The predominant metaphor for the foursome could be religious: Seymour as Christ, Buddy as his faithful St. John, and Franny and Zooey the urban pilgrims wandering directionless in a barren landscape that God has abandoned.  But religion takes unconventional forms for Salinger and for his characters.  “When has writing ever been anything but your religion?” Seymour asks Buddy in a letter.  Vocation in the Glass stories is at once aesthetic and religious.   “Zooey” is a story twice over—the story Salinger writes encasing the story Buddy writes—but it is also, as Buddy labels it in his introduction, “a prose home movie,” which is to say, a performance, one that is tightly choreographed by Salinger and by Buddy, his scribe, one where (Slawenski is right here) the various rooms of the house, as in the set of an Ibsen play, stand for rooms of the mind.  Franny and Zooey are the actors, Buddy the writer, and Seymour the director from beyond the grave whose cryptic instructions the rest are left to interpret.  But in order for Zooey to rescue Franny from her despair, to resurrect her from what Slawenski calls “the tomb,” he must play all the roles.  Seymour is dead and Buddy is unreachable even by telephone.  Zooey has to act the part of the savior, but he also has to write the script and direct the scene.

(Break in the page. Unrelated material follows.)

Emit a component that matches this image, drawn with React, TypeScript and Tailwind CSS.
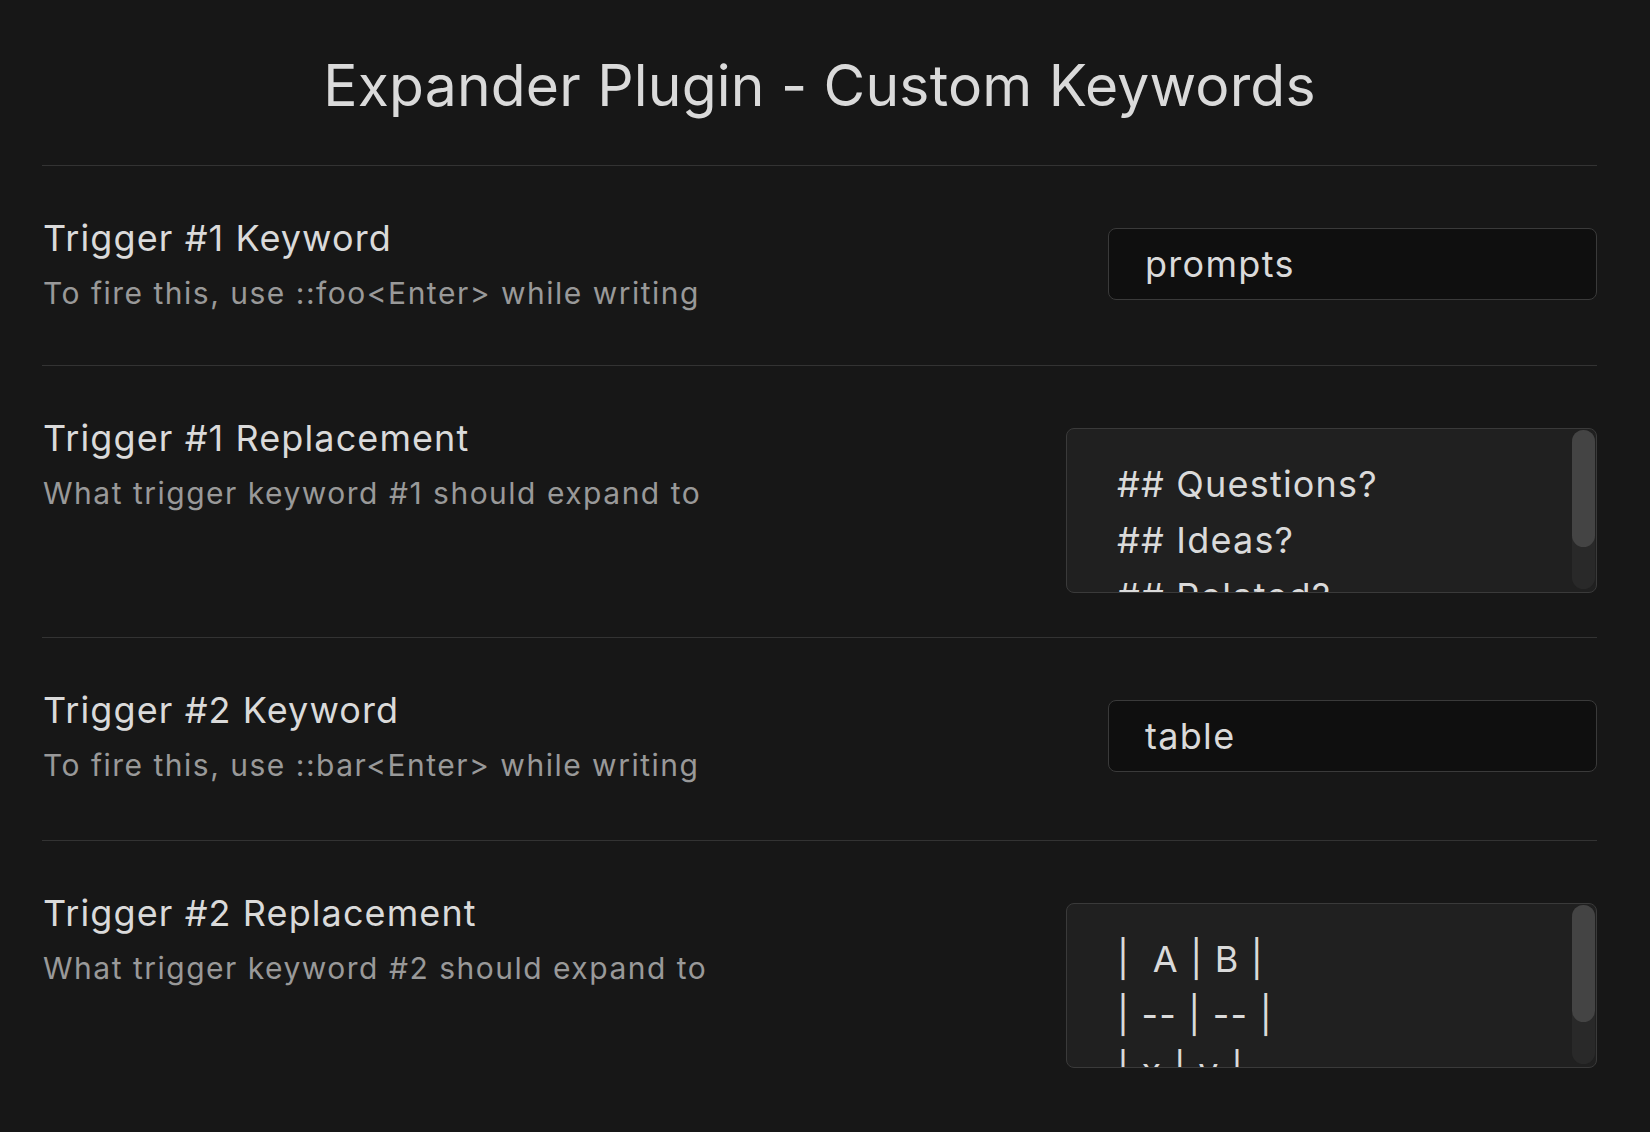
import type { ReactNode } from 'react';

const FONT = { fontFamily: 'Inter, "Noto Sans", sans-serif' };

function Info({ title, desc }: { title: string; desc: string }) {
  return (
    <div className="flex flex-col pl-px">
      <div className="text-[36px] leading-[46px] tracking-[1.1px] text-[#dadada]">{title}</div>
      <div className="mt-[13px] text-[30px] leading-[39px] tracking-[1.5px] text-[#999999]">{desc}</div>
    </div>
  );
}

function KeywordRow({ title, desc, value, pb }: { title: string; desc: string; value: string; pb: string }) {
  return (
    <div className={`flex items-center justify-between border-t border-[#333333] pt-[49px] ${pb}`}>
      <Info title={title} desc={desc} />
      <div className="flex h-[72px] w-[489px] items-center rounded-[8px] border border-[#3a3a3a] bg-[#0f0f0f] pl-[36px] text-[36px] tracking-[1.3px] text-[#dadada]">
        {value}
      </div>
    </div>
  );
}

function ReplacementRow({ title, desc, lines }: { title: string; desc: string; lines: ReactNode[] }) {
  return (
    <div className="flex items-start justify-between border-t border-[#333333] pt-[49px] pb-[44px]">
      <Info title={title} desc={desc} />
      <div className="mt-[13px] flex h-[165px] w-[531px] overflow-hidden rounded-[8px] border border-[#3a3a3a] bg-[#202020]">
        <div className="flex-1 overflow-hidden pt-[27px] pl-[50px] text-[36px] leading-[56px] tracking-[1.2px] whitespace-pre text-[#dadada]">
          {lines.map((l, i) => (
            <div key={i}>{l}</div>
          ))}
        </div>
        {/* scrollbar */}
        <div className="mr-[1px] mt-[1px] mb-[3px] flex w-[23px] flex-col rounded-full bg-[#292929]">
          <div className="h-[117px] rounded-full bg-[#444444]" />
        </div>
      </div>
    </div>
  );
}

export default function App() {
  return (
    <div className="min-h-[1132px] w-full bg-[#171717] pl-[42px] pr-[53px]" style={FONT}>
      <div className="pt-[51px] pb-[44px] text-center text-[57px] leading-[70px] tracking-[0.2px] text-[#dadada]">
        Expander Plugin - Custom Keywords
      </div>
      <KeywordRow
        title="Trigger #1 Keyword"
        desc="To fire this, use ::foo<Enter> while writing"
        value="prompts"
        pb="pb-[52px]"
      />
      <ReplacementRow
        title="Trigger #1 Replacement"
        desc="What trigger keyword #1 should expand to"
        lines={['## Questions?', '## Ideas?', '## Related?']}
      />
      <KeywordRow
        title="Trigger #2 Keyword"
        desc="To fire this, use ::bar<Enter> while writing"
        value="table"
        pb="pb-[55px]"
      />
      <ReplacementRow
        title="Trigger #2 Replacement"
        desc="What trigger keyword #2 should expand to"
        lines={['|  A | B |', '| -- | -- |', '| x | y |']}
      />
    </div>
  );
}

“We speak a kind of esoteric, family language,” Buddy writes of the Glasses, “a sort of semantic geometry in which the shortest distance between any two points is a fullish circle.”  Performance, linguistic or otherwise, is what the Glasses share, but it’s also what causes friction in their confrontations with the rest of the social world.  Significantly, it’s not the savant or the writer who bears the final wisdom in Franny and Zooey but the actor.  Unlike the reclusive Buddy (or the reclusive Salinger), Zooey performs his art in front of an audience that may or may not understand, right in the heart of the hostile, messy, phony social world we all live in and some of us, like the Glass family and the readers who love them, less comfortably than others.

“Act, Zachary Martin Glass, when and where you want to, since you feel you must, but do it with all your might.”  That’s Buddy’s advice to Zooey in the five-year old letter Zooey reads in the bathtub in the first scene of “Zooey.”  Here, “act” refers not just to his vocation as an actor but to what neither Buddy nor Seymour was able to do, but which Franny and Zooey still have some hope of—passing out of the “semantic geometry” of their precocious childhoods and into adulthood.  If they must be the “Tattooed Lady,” they can still be actors in the social drama of life.  Salinger’s work is finally not about denying or overcoming social alienation and the intellectual and spiritual precocity it springs from, but about simply learning to live after it.